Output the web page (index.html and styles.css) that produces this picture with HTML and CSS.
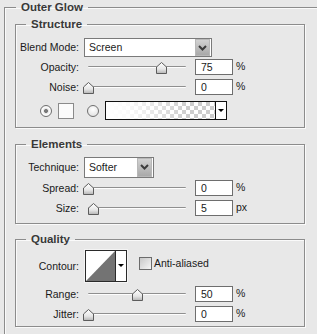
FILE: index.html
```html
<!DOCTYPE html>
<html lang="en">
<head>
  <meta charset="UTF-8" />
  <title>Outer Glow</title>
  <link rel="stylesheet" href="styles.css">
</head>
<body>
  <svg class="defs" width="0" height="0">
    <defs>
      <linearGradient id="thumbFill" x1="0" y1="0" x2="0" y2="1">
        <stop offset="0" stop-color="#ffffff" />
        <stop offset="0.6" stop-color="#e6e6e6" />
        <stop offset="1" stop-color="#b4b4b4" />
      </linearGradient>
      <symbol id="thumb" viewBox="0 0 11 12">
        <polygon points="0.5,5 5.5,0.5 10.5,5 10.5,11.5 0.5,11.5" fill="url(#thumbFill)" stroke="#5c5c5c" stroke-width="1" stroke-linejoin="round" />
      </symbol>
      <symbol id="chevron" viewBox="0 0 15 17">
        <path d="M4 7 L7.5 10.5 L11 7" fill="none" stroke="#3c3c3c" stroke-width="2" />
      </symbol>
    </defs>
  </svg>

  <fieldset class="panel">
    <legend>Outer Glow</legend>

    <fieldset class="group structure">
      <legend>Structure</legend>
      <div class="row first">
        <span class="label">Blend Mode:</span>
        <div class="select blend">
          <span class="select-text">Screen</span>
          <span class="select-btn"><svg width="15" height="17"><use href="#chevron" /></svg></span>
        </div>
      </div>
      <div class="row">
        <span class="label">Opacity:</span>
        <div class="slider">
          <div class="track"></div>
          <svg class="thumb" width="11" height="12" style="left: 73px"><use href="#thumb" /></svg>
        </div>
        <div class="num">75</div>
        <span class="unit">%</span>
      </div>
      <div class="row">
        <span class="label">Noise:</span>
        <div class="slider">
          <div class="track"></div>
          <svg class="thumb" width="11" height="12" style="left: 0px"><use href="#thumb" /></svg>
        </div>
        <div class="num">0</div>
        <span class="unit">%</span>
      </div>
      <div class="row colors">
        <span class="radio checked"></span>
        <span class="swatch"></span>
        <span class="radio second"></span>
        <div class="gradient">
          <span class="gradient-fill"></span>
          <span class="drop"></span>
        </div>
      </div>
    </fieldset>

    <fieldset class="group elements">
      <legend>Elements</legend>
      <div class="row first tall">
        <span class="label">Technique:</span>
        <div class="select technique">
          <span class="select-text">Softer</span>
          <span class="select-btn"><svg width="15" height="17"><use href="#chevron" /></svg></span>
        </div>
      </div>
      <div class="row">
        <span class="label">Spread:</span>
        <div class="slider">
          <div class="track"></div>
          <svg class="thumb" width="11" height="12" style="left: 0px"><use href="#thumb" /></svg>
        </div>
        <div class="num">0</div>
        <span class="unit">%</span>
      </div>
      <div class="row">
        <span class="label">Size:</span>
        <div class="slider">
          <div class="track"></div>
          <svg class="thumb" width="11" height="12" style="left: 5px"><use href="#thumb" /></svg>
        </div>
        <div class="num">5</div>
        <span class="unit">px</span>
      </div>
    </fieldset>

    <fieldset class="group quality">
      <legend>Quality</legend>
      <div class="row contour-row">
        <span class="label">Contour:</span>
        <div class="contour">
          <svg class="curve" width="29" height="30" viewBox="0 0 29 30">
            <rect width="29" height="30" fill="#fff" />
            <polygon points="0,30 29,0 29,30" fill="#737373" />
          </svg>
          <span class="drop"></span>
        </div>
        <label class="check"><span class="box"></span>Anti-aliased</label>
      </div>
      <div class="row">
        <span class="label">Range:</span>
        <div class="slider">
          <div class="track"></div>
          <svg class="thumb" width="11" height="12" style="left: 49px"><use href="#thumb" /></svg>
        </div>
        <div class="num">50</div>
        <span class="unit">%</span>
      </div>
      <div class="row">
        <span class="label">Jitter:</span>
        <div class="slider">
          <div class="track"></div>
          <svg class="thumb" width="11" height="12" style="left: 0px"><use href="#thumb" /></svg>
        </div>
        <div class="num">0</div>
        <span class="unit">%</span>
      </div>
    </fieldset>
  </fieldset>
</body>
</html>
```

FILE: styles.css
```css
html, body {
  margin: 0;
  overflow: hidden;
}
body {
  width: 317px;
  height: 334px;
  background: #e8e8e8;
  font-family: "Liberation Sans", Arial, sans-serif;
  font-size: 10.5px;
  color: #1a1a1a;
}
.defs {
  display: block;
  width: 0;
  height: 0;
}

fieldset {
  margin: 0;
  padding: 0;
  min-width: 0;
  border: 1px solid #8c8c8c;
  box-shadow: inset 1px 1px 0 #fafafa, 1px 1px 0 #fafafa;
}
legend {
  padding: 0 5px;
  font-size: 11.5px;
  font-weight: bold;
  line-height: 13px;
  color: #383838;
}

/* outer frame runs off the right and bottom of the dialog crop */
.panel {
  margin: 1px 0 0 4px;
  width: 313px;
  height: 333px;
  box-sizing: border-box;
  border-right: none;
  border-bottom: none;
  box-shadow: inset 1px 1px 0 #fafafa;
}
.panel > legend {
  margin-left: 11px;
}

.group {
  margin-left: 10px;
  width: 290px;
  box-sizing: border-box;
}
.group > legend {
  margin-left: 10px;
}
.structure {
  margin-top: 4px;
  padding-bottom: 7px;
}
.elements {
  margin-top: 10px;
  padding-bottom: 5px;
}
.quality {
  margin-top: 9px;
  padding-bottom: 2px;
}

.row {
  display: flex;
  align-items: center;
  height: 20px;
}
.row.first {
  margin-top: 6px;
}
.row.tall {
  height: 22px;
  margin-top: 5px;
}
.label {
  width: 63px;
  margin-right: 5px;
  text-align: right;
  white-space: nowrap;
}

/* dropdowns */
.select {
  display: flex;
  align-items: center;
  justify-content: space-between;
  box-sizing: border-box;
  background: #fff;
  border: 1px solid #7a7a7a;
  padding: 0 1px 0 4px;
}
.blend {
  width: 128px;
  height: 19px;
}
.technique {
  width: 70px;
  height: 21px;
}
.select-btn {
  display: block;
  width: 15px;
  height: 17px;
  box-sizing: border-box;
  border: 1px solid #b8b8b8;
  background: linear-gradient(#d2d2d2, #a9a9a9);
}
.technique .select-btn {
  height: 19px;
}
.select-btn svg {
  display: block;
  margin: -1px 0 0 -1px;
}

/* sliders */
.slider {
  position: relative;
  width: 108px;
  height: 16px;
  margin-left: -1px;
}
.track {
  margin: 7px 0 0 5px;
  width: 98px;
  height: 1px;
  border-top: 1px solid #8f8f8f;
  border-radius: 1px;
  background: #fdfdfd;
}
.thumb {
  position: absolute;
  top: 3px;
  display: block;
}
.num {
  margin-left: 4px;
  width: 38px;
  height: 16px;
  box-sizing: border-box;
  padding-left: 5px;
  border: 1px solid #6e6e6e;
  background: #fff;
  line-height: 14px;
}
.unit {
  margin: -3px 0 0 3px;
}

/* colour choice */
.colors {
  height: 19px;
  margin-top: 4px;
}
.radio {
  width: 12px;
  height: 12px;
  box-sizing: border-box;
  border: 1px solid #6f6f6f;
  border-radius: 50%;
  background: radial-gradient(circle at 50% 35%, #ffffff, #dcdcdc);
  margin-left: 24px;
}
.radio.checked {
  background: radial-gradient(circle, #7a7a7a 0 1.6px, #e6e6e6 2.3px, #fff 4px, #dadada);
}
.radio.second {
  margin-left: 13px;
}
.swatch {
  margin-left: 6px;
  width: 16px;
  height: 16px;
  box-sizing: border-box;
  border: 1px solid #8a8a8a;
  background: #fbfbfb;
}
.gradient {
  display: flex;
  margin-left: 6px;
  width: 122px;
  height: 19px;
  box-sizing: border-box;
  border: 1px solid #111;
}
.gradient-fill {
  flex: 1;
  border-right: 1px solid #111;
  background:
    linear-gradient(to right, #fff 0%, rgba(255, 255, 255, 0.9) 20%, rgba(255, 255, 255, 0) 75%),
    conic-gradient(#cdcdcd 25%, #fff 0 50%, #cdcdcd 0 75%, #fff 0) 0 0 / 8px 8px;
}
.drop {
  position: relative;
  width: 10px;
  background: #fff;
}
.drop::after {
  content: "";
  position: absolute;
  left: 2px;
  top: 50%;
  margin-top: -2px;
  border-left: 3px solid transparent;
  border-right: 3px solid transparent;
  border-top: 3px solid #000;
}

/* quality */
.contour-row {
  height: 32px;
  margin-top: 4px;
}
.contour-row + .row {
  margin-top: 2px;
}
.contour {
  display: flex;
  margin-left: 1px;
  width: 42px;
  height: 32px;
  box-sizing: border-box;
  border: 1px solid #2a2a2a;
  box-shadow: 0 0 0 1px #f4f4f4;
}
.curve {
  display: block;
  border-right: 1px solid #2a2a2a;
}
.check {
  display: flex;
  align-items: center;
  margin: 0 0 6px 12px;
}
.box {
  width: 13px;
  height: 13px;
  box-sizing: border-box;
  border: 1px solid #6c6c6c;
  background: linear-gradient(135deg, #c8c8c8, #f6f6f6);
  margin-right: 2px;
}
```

# PROBLEM REQUIREMENTS
Filter the data for the string "styles" and copy every line that has it.

# THE RESULT
Output the web page (index.html and styles.css) that produces this picture with HTML and CSS.
  <link rel="stylesheet" href="styles.css">
FILE: styles.css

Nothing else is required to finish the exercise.